Every time he has the chance to ease back or sees his dominance threatened, Ainslie bangs in another set of results that leaves his opponents wondering what they have to do to stop him in his tracks. Yesterday, he scored a first and a fourth. In three races on the first day, he had a first and a second before slipping down to a 12th.
That was because he incurred a penalty for a foul on the start line. The double circle, 720- degree turn left him at the back of the 65-boat division, something which would have floored most people. Instead, he was able to fight back and show why people respect so much the timing of his run to the big one at Savannah in July.
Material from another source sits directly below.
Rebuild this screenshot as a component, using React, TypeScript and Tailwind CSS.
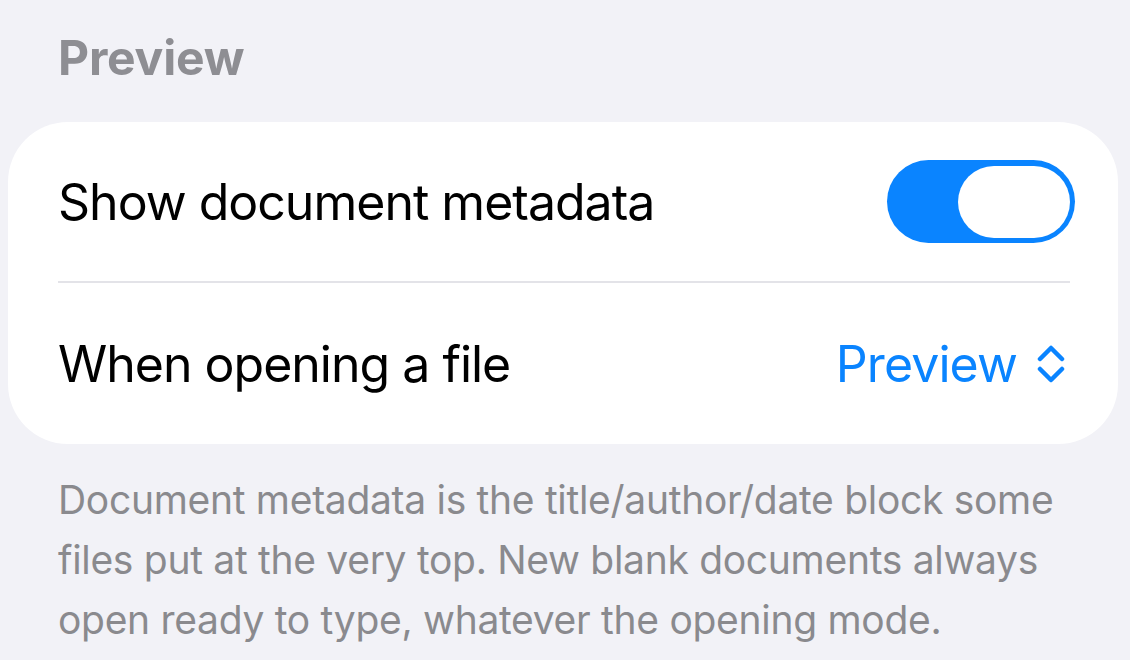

Also boosting his reputation in the 10 to 12-knot south-easterly yesterday was the Soling representative Andy Beadsworth. The three-times national match-racing champion has sometimes been a rather cautious competitor on the start line.
Yesterday, in a fleet so stuffed with talent that anyone would be glad of a single figure result, and watched by coach Eddie Warden Owen, he took the fight to the opposition, found a peach of a position in the middle of the line and pulled away to score a third, behind France's Marc Bouet and Magnus Holmberg of Sweden.
In the same course, the five British contenders for the one remaining place in the 1996 Games team, the Star class, again collectively looked a little short of pace, but it was Glyn Charles' turn to close the gap on the current leader, Lawrie Smith, as he came home in ninth position.
The Olympic gold and silver medallist Mark Reynolds, plus Ross Macdonald, John Kostecki, Peter Bromby and Vince Brun may have been ahead of him, but Jose-Luis Doreste, Paul Cayard, Colin Beashel and Robbie Haines were behind.